31 Mar Wind Damage and How We Minimize It
Shingle technology has come a LONG way since the concept was first introduced around 1893. As science and technology have brought along better materials and methods, it has unilaterally affected the way we live our lives, and the impacts on roofing are no exception. One of the most intriguing improvements has been in how we subvert wind damage.

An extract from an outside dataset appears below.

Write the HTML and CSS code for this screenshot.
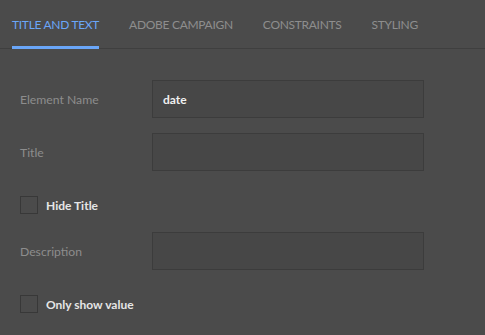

From the inception of the asphalt shingle, all the way through to the 70’s, wind damage was a real problem. There were very few ways to combat this issue. The only option roofers had at their disposal was to smear hot, smelly (and likely carcinogenic) tar underneath the shingles in order to hold them down as much as possible. Despite the headache’s (both emotionally AND physically), this was not an incredibly effective method. The whole process was entirely contingent upon the roofer slathering on the tar liberally enough and evenly enough that there were no gaps in the tar anywhere around the roof. Consider that there is anywhere from 900-1,500 shingles installed on your average roof, and you can begin to understand why this approach to minimizing wind damage was such a challenge!
Then we began seeing the introduction of the fibreglass shingle, which is by far the most common asphalt shingle used today. This innovation was initially resisted, despite having much better fire rating, because the old “organic shingles” were heavier and therefore more stable against an onslaught of heavy winds.
That brings us to today, where technology has bestowed perhaps one of the most magically simple innovations in roofing in the last 50 years: the self-adhesive strip. Today, every single shingle comes equipped with a perfect tar line across the bottom, that heats up in the sun and melts itself to the shingle layer directly below it and seals. This not only saves a huge amount of time, but it also provides homeowners with a roof that is more resistant to wind and has allowed for the flourishing of the fibreglass shingle due to the fact that wind resistance is more related to the resistance of the self-adhesive strip than the physical weight of the shingle. This allows homeowners to select a shingle with a higher fire rating AND one that is lighter and not putting undue pressure on their roof.
But what about some other adverse effects that wind can have on your roof? Facilitiesnet.com had this to say about it:
“When people think about wind events they think, ‘oh well, it could tear the roof off my building or my roof could come loose,'”… “But the biggest effect of wind events that I’ve seen is the potential for wind-blown debris to damage the roof.” That means when inspecting the roof after a wind event, it’s not enough to check that areas are tight and that attachments are still good. Investigating what might have blown onto or across the roof is also necessary.
Shingle manufacturer Owen’s Corning suggest that:
“It’s also important to remember that not all storm damage is obvious and that hidden damage can cause problems weeks or even months after a storm. To be sure you don’t have hidden damage, have your roof inspected by a contractor you can trust to provide an honest assessment.”
Finally, Dayus Roofing emphasizes that when working with insurance companies, homeowners keep in mind that they have the right to choose whatever contractor they like.
So there you have it. A brief overview of what the modern homeowner needs to be aware of to keep their roof well protected from wind and storm damage. Stay safe out there, homeowners!